EQ: You discussed in this week’s Sector Watch that the recent sell-off wasn’t just limited to U.S. stocks. Stocks of pretty much all types around the globe participated in the drop. Are investors beginning to look to other asset classes as the expectation of a pullback/correction increases?

Stovall: Yes. Initially, we really didn’t see much action in the 10-year note or gold, so my feeling was that maybe this was a decline that would soon run its course. However, as we’re now seeing the yield on the 10-year note be pushed down to 2.7 percent and gold prices pushed above $1260, it indicates to me that people are in search of a safe haven and that maybe this decline has legs.

EQ: The market is starting to feel like a game of slap hands, where the expectation of a pullback is causing increasingly forceful jerks. Is this trading environment what we should expect going forward until we do get that pullback?

Stovall: I think it’s a traditional kind of reaction to any kind of a pullback. Another analogy could be that investors are like hyperactive children playing musical chairs, always trying to out-anticipate each other as to when the music will stop. So in a jerky fashion, they try to sit down even as the music continues to play.

Then when support levels are eventually broken, we find that a greater number of people tried to exit at the same time, further exacerbating the sell-off.

EQ: We mentioned in recent interviews that a meaningful pullback would present potentially attractive buying opportunities for investors with capital on the sidelines. Do you have any suggestions for a strategy to determine entry points or establishing a position in a stock that has fallen in price?

Stovall: My belief is that it usually is good to start adding to positions at 5-percent decline thresholds. That would place us around 1755 on the S&P 500. A 10-percent decline would bring us down to 1663, and a 15-percent decline would bring us down to 1570.

I have found that many more times than not, investors are better off buying than they are bailing, and allocating money to be put to work at these 5-percent thresholds, in the long run, ends up being a very smart investment strategy.

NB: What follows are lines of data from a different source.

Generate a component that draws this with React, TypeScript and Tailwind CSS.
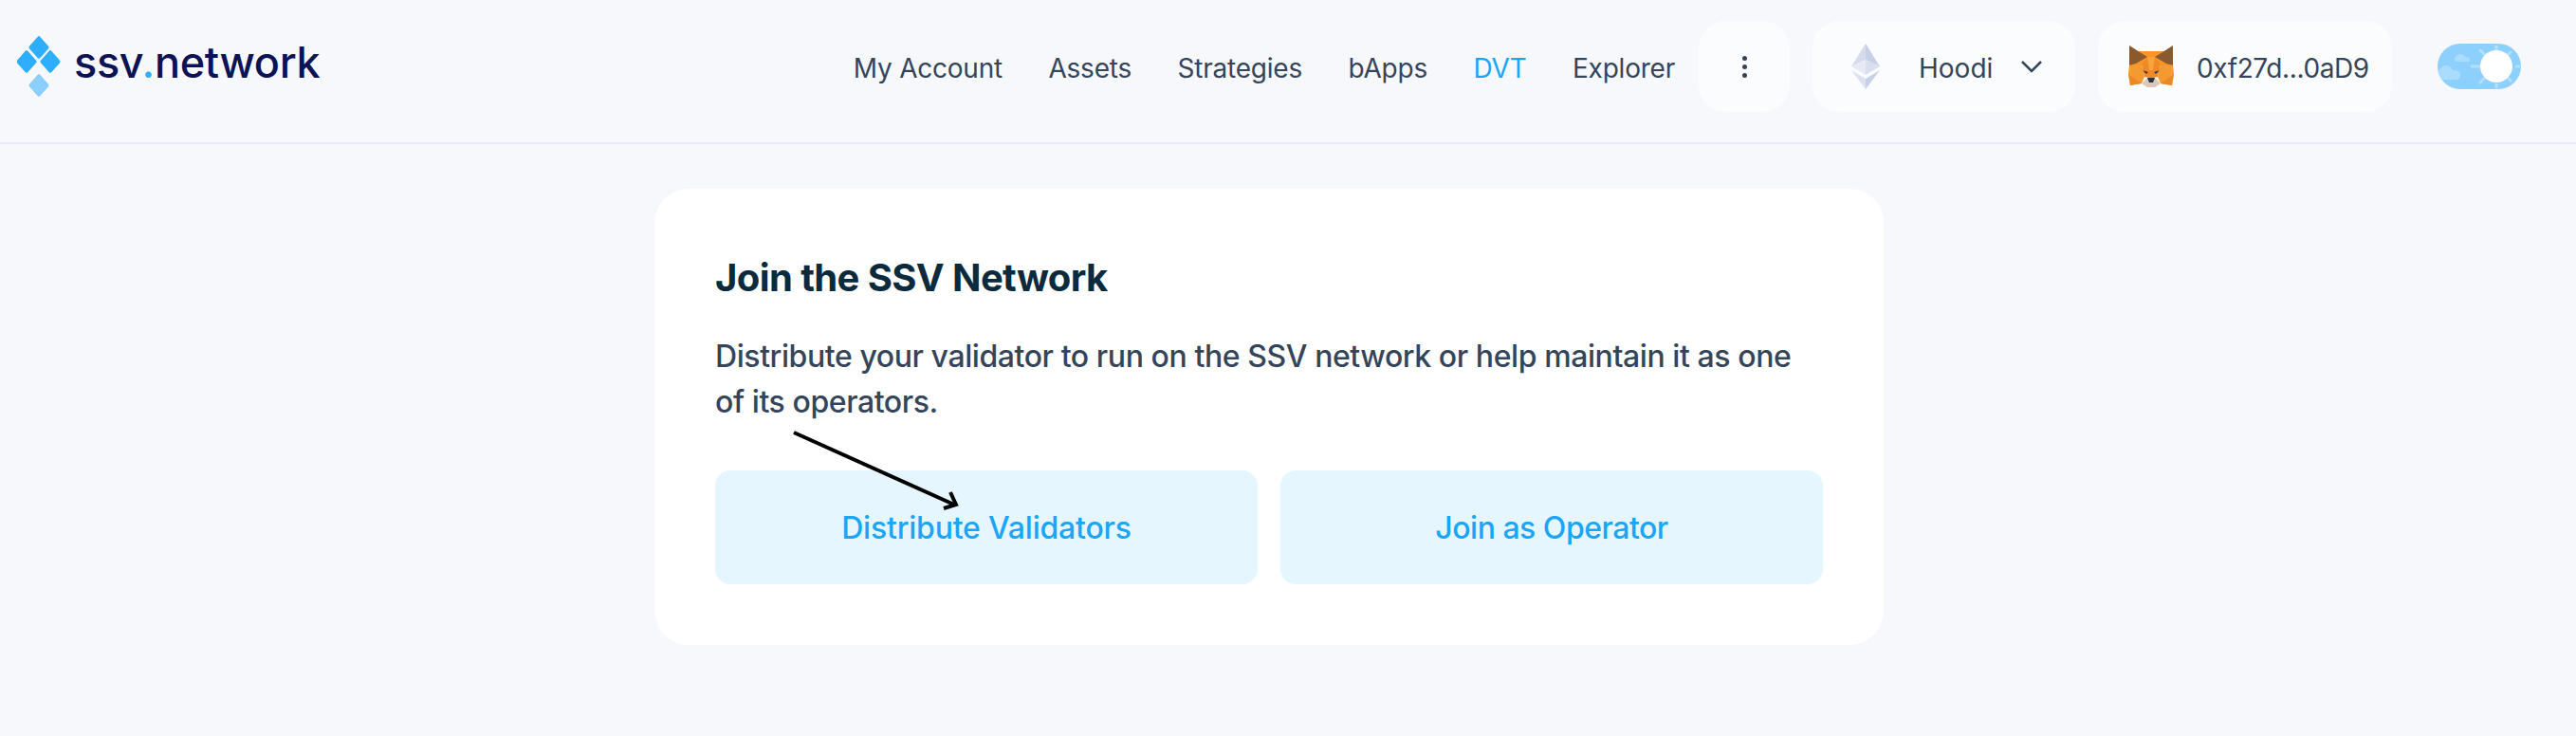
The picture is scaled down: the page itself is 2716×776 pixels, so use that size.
import React from "react";

const navItems = ["My Account", "Assets", "Strategies", "bApps", "DVT", "Explorer"];

const Logo = () => (
  <div className="flex items-center">
    <svg width="50" height="66" viewBox="0 0 50 66" className="shrink-0">
      <g fill="#2eaeff">
        <rect x="-8" y="-8" width="16" height="16" rx="2" transform="translate(23 13) scale(1 1.12) rotate(45)" />
        <rect x="-8" y="-8" width="16" height="16" rx="2" transform="translate(10 28) scale(1 1.12) rotate(45)" />
        <rect x="-8" y="-8" width="16" height="16" rx="2" transform="translate(35 28) scale(1 1.12) rotate(45)" />
      </g>
      <rect x="-8" y="-8" width="16" height="16" rx="2" fill="#8bcfff" transform="translate(23 53) scale(1 1.12) rotate(45)" />
    </svg>
    <span className="mb-[10px] ml-[10px] text-[45px] leading-none font-medium text-[#0b1354] tracking-[-0.3px] font-['Inter',sans-serif]">
      ssv<span className="text-[#2eaeff]">.</span>network
    </span>
  </div>
);

const EthIcon = () => (
  <svg width="30" height="48" viewBox="0 0 30 48">
    <polygon points="15,0 0,24 15,17" fill="#d5dcec" />
    <polygon points="15,0 30,24 15,17" fill="#c7d0e6" />
    <polygon points="15,17 0,24 15,33" fill="#e6eaf4" />
    <polygon points="15,17 30,24 15,33" fill="#d9dfee" />
    <polygon points="0,28 15,48 15,37" fill="#dde2f0" />
    <polygon points="30,28 15,48 15,37" fill="#c7d0e6" />
  </svg>
);

const FoxIcon = () => (
  <svg width="48" height="44" viewBox="0 0 48 44">
    <polygon points="9,6 39,6 47,22 34,21 14,21 1,22" fill="#f7952c" />
    <polygon points="1,0 20,12 8,19 1,21" fill="#8a5a2e" />
    <polygon points="47,0 28,12 40,19 47,21" fill="#8a5a2e" />
    <polygon points="1,21 14,20 17,33 14,40 2,42 0,30" fill="#f59a30" />
    <polygon points="47,21 34,20 31,33 34,40 46,42 48,30" fill="#f59a30" />
    <polygon points="14,20 20,12 28,12 34,20 31,33 26,34 22,34 17,33" fill="#ef8a26" />
    <polygon points="20,12 28,12 26,26 22,26" fill="#f9a33d" />
    <polygon points="0,30 14,40 2,42" fill="#e98a29" />
    <polygon points="48,30 34,40 46,42" fill="#e98a29" />
    <polygon points="14,40 20,34 28,34 34,40 28,44 20,44" fill="#d9c7ba" />
    <polygon points="20,34 28,34 26,39 22,39" fill="#333" />
    <polygon points="15,26 21,28 19,30" fill="#3a3a3a" />
    <polygon points="33,26 27,28 29,30" fill="#3a3a3a" />
  </svg>
);

const ThemeToggle = () => (
  <div className="relative h-12 w-[88px] rounded-full bg-[#8ed0fd] overflow-hidden">
    <svg width="88" height="48" viewBox="0 0 88 48" className="absolute inset-0">
      <g fill="#a9dcfd">
        <path d="M18 17c0-4 3-6 6-6 2 0 4 1 5 3 3 0 5 1 5 3s-1 2-3 2H20c-1 0-2-1-2-2z" />
        <path d="M1 32c0-5 4-9 8-9 3 0 5 2 7 5 4 0 8 1 8 5s-2 5-4 5H6c-2-1-5-3-5-6z" />
      </g>
      <g stroke="#b5e0fd" strokeWidth="3" strokeLinecap="round">
        <line x1="62" y1="3" x2="62" y2="6" />
        <line x1="62" y1="43" x2="62" y2="46" />
        <line x1="36" y1="24" x2="44" y2="24" />
        <line x1="83" y1="24" x2="86" y2="24" />
        <line x1="45" y1="7" x2="50" y2="12" />
        <line x1="45" y1="41" x2="50" y2="36" />
        <line x1="77" y1="9" x2="74" y2="12" />
        <line x1="77" y1="39" x2="74" y2="36" />
      </g>
    </svg>
    <div className="absolute left-[45px] top-[7px] h-[34px] w-[34px] rounded-full bg-white" />
  </div>
);

export default function App() {
  return (
    <div className="min-h-screen bg-[#f7f8fc] font-['Inter',sans-serif]">
      <header className="flex h-[152px] items-center justify-between border-b-2 border-[#e6ebf9] pl-[18px] pr-[58px] pb-[10px]">
        <Logo />
        <div className="flex items-center">
          <nav className="flex items-center gap-[48.5px] pt-[3px] text-[28px] font-normal tracking-[-0.22px] text-[#34455a]">
            {navItems.map((item) => (
              <span key={item} className={item === "DVT" ? "text-[#1ba5f8]" : ""}>
                {item}
              </span>
            ))}
          </nav>
          <button className="ml-[25px] flex h-24 w-24 items-center justify-center rounded-[28px] bg-[#fbfcfe]">
            <span className="flex flex-col gap-[4px]">
              <span className="h-[5px] w-[5px] rounded-full bg-[#34455a]" />
              <span className="h-[5px] w-[5px] rounded-full bg-[#34455a]" />
              <span className="h-[5px] w-[5px] rounded-full bg-[#34455a]" />
            </span>
          </button>
          <button className="ml-6 flex h-24 w-[277px] items-center rounded-[28px] bg-[#fbfcfe] pl-[41px] text-[28px] font-normal text-[#34455a]">
            <EthIcon />
            <span className="ml-[41px] pt-[3px]">Hoodi</span>
            <svg width="22" height="14" viewBox="0 0 22 14" fill="none" stroke="#34455a" strokeWidth="2.5" className="ml-[30px]">
              <path d="M1 2l10 10L21 2" />
            </svg>
          </button>
          <button className="ml-6 flex h-24 w-[310px] items-center rounded-[28px] bg-[#fbfcfe] pl-8 text-[28px] font-normal tracking-[-0.4px] text-[#34455a]">
            <FoxIcon />
            <span className="ml-[24px] pt-[3px]">0xf27d...0aD9</span>
          </button>
          <div className="ml-12">
            <ThemeToggle />
          </div>
        </div>
      </header>
      <main className="flex justify-center pt-[47px] pr-10">
        <div className="relative w-[1296px] rounded-[36px] bg-white p-16">
          <h1 className="text-[40px] leading-[60px] font-bold tracking-[-0.6px] text-[#0b2a3c]">Join the SSV Network</h1>
          <p className="mt-[29px] text-[32px] leading-[48px] font-medium tracking-[-0.42px] text-[#34455a]">
            Distribute your validator to run on the SSV network or help maintain it as one of its operators.
          </p>
          <div className="mt-12 grid grid-cols-2 gap-6">
            <button className="h-[120px] rounded-2xl bg-[#e6f6ff] pt-[2px] text-[32px] font-medium tracking-[-0.2px] text-[#1ba5f8]">Distribute Validators</button>
            <button className="h-[120px] rounded-2xl bg-[#e6f6ff] pt-[2px] text-[32px] font-medium tracking-[-0.5px] text-[#1ba5f8]">Join as Operator</button>
          </div>
          {/* annotation arrow drawn over the card */}
          <svg width="180" height="86" viewBox="0 0 180 86" className="absolute left-[145px] top-[255px]" fill="none" stroke="#000" strokeWidth="4">
            <path d="M2 2L171 78" />
            <path d="M160 82l13-4-6-13" />
          </svg>
        </div>
      </main>
    </div>
  );
}
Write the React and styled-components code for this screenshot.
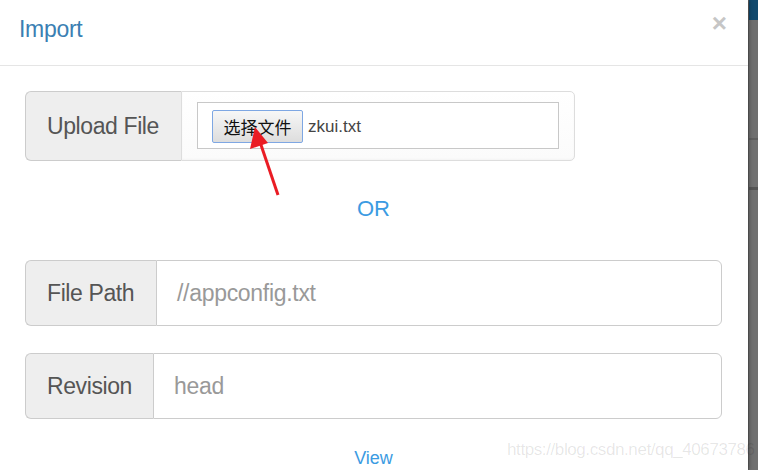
import styled, { createGlobalStyle } from "styled-components";

const Global = createGlobalStyle`
  html, body {
    margin: 0;
    padding: 0;
    background: #6f6f6f;
  }
  body {
    font-family: "Liberation Sans", Arial, "Noto Sans CJK SC", sans-serif;
  }
`;

const Page = styled.div`
  position: relative;
  width: 758px;
  height: 470px;
  display: flex;
  overflow: hidden;
`;

const Modal = styled.div`
  width: 748px;
  height: 100%;
  background: #fff;
  box-shadow: 1px 0 4px rgba(0, 0, 0, 0.35);
  display: flex;
  flex-direction: column;
  position: relative;
  z-index: 1;
`;

const Header = styled.div`
  height: 65px;
  border-bottom: 1px solid #e5e5e5;
  display: flex;
  align-items: center;
  justify-content: space-between;
  padding: 0 21px 0 19px;
`;

const Title = styled.h4`
  margin: 0;
  font-size: 23px;
  font-weight: normal;
  color: #3b7fb3;
  letter-spacing: -0.3px;
  margin-top: -6px;
`;

const Close = styled.span`
  font-size: 26px;
  font-weight: bold;
  color: #c6c6c6;
  margin-top: -19px;
`;

const Body = styled.div`
  padding: 25px 26px 0 25px;
  display: flex;
  flex-direction: column;
`;

const Group = styled.div`
  display: flex;
  height: ${(p) => p.$h}px;
  width: ${(p) => (p.$w ? `${p.$w}px` : "auto")};
  margin-top: ${(p) => p.$mt || 0}px;
`;

const Addon = styled.div`
  width: ${(p) => p.$w}px;
  flex: none;
  box-sizing: border-box;
  background: #eeeeee;
  border: 1px solid #cccccc;
  border-right: none;
  border-radius: 6px 0 0 6px;
  display: flex;
  align-items: center;
  padding-left: 21px;
  font-size: 23px;
  letter-spacing: -0.4px;
  color: #555;
`;

const FileBox = styled.div`
  flex: 1;
  border: 1px solid #dddddd;
  border-radius: 0 5px 5px 0;
  background: linear-gradient(#ffffff, #fbfbfb);
  box-shadow: inset 0 -1px 2px rgba(0, 0, 0, 0.03);
  padding: 10px 15px 11px 15px;
  display: flex;
`;

const FileInput = styled.div`
  flex: 1;
  border: 1px solid #c8c8c8;
  background: #fff;
  display: flex;
  align-items: center;
  padding-left: 14px;
  padding-top: 2px;
  gap: 5px;
`;

const PickButton = styled.button`
  width: 91px;
  height: 33px;
  box-sizing: border-box;
  border: 1px solid #7ea7e3;
  border-radius: 2px;
  background: linear-gradient(#f7f7f7, #dddddd);
  font-family: "Noto Sans CJK SC", sans-serif;
  font-size: 17px;
  color: #111;
  padding: 0;
  line-height: 1;
`;

const FileName = styled.span`
  font-size: 17px;
  color: #444;
`;

const TextInput = styled.div`
  flex: 1;
  border: 1px solid #cccccc;
  border-radius: 0 6px 6px 0;
  display: flex;
  align-items: center;
  padding-left: ${(p) => p.$pl}px;
  font-size: 23px;
  letter-spacing: -0.3px;
  color: #999;
`;

const Center = styled.div`
  text-align: center;
  color: #3b9be2;
  font-size: ${(p) => p.$size}px;
  margin-top: ${(p) => p.$mt}px;
  height: ${(p) => p.$h}px;
  line-height: ${(p) => p.$h}px;
`;

const Backdrop = styled.div`
  flex: 1;
  display: flex;
  flex-direction: column;
  background: #707070;
  border-left: 1px solid #5e5e5e;
`;

const Band = styled.div`
  height: ${(p) => p.$h}px;
  background: ${(p) => p.$c};
  flex: none;
`;

const Arrow = styled.svg`
  position: absolute;
  left: 240px;
  top: 120px;
  z-index: 2;
`;

const Watermark = styled.div`
  position: absolute;
  left: 507px;
  top: 440px;
  font-size: 17px;
  letter-spacing: -0.4px;
  color: rgba(0, 0, 0, 0.1);
  white-space: nowrap;
  z-index: 2;
`;

export default function App() {
  return (
    <Page>
      <Global />
      <Modal>
        <Header>
          <Title>Import</Title>
          <Close>×</Close>
        </Header>
        <Body>
          <Group $h={70} $w={550}>
            <Addon $w={156}>Upload File</Addon>
            <FileBox>
              <FileInput>
                <PickButton>选择文件</PickButton>
                <FileName>zkui.txt</FileName>
              </FileInput>
            </FileBox>
          </Group>
          <Center $size={22} $mt={36} $h={24}>OR</Center>
          <Group $h={66} $mt={39}>
            <Addon $w={131}>File Path</Addon>
            <TextInput $pl={20}>//appconfig.txt</TextInput>
          </Group>
          <Group $h={66} $mt={27}>
            <Addon $w={128}>Revision</Addon>
            <TextInput $pl={20}>head</TextInput>
          </Group>
          <Center $size={18} $mt={28} $h={22}>View</Center>
        </Body>
      </Modal>
      <Backdrop>
        <Band $h={20} $c="#11496d" />
        <Band $h={118} $c="#6f6f6f" />
        <Band $h={2} $c="#5f5f5f" />
        <Band $h={47} $c="#717171" />
        <Band $h={3} $c="#555" />
      </Backdrop>
      <Arrow width="50" height="80" viewBox="0 0 50 80">
        <line x1="38" y1="75" x2="20" y2="22" stroke="#ea1c24" strokeWidth="3" />
        <polygon points="15,7 10,29 28,23" fill="#ea1c24" />
      </Arrow>
      <Watermark>https://blog.csdn.net/qq_40673786</Watermark>
    </Page>
  );
}
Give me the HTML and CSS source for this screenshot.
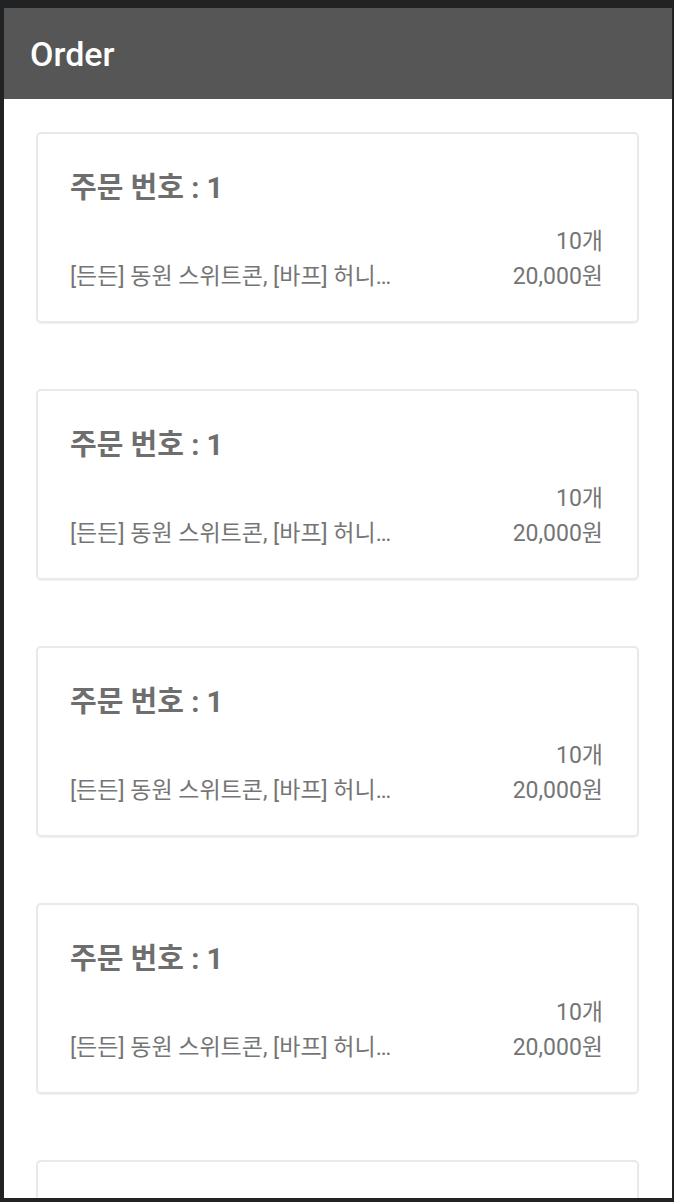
FILE: index.html
```html
<!DOCTYPE html>
<html lang="ko">
<head>
  <meta charset="UTF-8">
  <meta name="viewport" content="width=device-width, initial-scale=1.0">
  <title>Order</title>
  <link rel="stylesheet" href="styles.css">
</head>
<body>

  <div class="screen">
    <div class="appbar">
      <span class="appbar-title">Order</span>
    </div>

    <div class="order-list">
      <div class="order-card">
        <div class="order-title">주문 번호 : 1</div>
        <div class="order-row">
          <div class="order-items">[든든] 동원 스위트콘, [바프] 허니…</div>
          <div class="order-summary">
            <div>10개</div>
            <div>20,000원</div>
          </div>
        </div>
      </div>

      <div class="order-card">
        <div class="order-title">주문 번호 : 1</div>
        <div class="order-row">
          <div class="order-items">[든든] 동원 스위트콘, [바프] 허니…</div>
          <div class="order-summary">
            <div>10개</div>
            <div>20,000원</div>
          </div>
        </div>
      </div>

      <div class="order-card">
        <div class="order-title">주문 번호 : 1</div>
        <div class="order-row">
          <div class="order-items">[든든] 동원 스위트콘, [바프] 허니…</div>
          <div class="order-summary">
            <div>10개</div>
            <div>20,000원</div>
          </div>
        </div>
      </div>

      <div class="order-card">
        <div class="order-title">주문 번호 : 1</div>
        <div class="order-row">
          <div class="order-items">[든든] 동원 스위트콘, [바프] 허니…</div>
          <div class="order-summary">
            <div>10개</div>
            <div>20,000원</div>
          </div>
        </div>
      </div>

      <div class="order-card">
        <div class="order-title">주문 번호 : 1</div>
        <div class="order-row">
          <div class="order-items">[든든] 동원 스위트콘, [바프] 허니…</div>
          <div class="order-summary">
            <div>10개</div>
            <div>20,000원</div>
          </div>
        </div>
      </div>
    </div>
  </div>

</body>
</html>
```

FILE: styles.css
```css
body {
  margin: 0;
  padding: 0;
  background-color: #212224;
  font-family: Roboto, "Noto Sans CJK KR", sans-serif;
}

/* device screen inside the dark emulator frame */
.screen {
  margin: 8px 2px 4px 4px;
  height: 1190px;
  background-color: #ffffff;
  overflow: hidden;
}

.appbar {
  height: 91px;
  background-color: #565656;
  display: flex;
  align-items: center;
  padding-left: 26px;
}

.appbar-title {
  color: #ffffff;
  font-size: 34px;
  font-weight: 500;
}

.order-list {
  display: flex;
  flex-direction: column;
  gap: 66px;
  padding: 33px 33px 0 32px;
}

.order-card {
  flex-shrink: 0;
  border: 2px solid #e9e9e9;
  border-radius: 5px;
  box-shadow: 0 1px 1px rgba(0, 0, 0, 0.06);
  padding: 38px 34px 27px 32px;
}

.order-title {
  font-size: 29px;
  font-weight: bold;
  line-height: 32px;
  color: #6e6e6e;
}

.order-row {
  display: flex;
  justify-content: space-between;
  align-items: flex-end;
  margin-top: 20px;
  font-size: 23px;
  line-height: 35px;
  color: #757575;
}

.order-summary {
  text-align: right;
}
```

EQ: From a technical perspective, Mark Arbeter, S&P Capital IQ’s Chief Technician, identified the 1768 to 1775 as a key level that needs to hold if the current bullish trend is to continue. We’re in that level right now. Is that a bearish sign?

Stovall: Yes, we are in a point where our belief is that we will probably rally and retest the original breakout zone of 1810 to 1815.

If, however, we don’t break above that level or don’t even rally at all from the current 1770 area, our belief is that we could be seeing a move down to the 1690 level first on the S&P 500, followed by a rally, and then a deeper drop below 1690.

His belief is that this would put us in the middle of what he calls an A-B-C correction, which is part of a downward wave cycle that could last into the third quarter of this year. The wave A of the A-B-C correction would bring the S&P 500 down to 1690, and we would see the wave B would be a rally off of that. Then the wave C would undercut the 1690 level, and possibly bring us down to the low 1600s.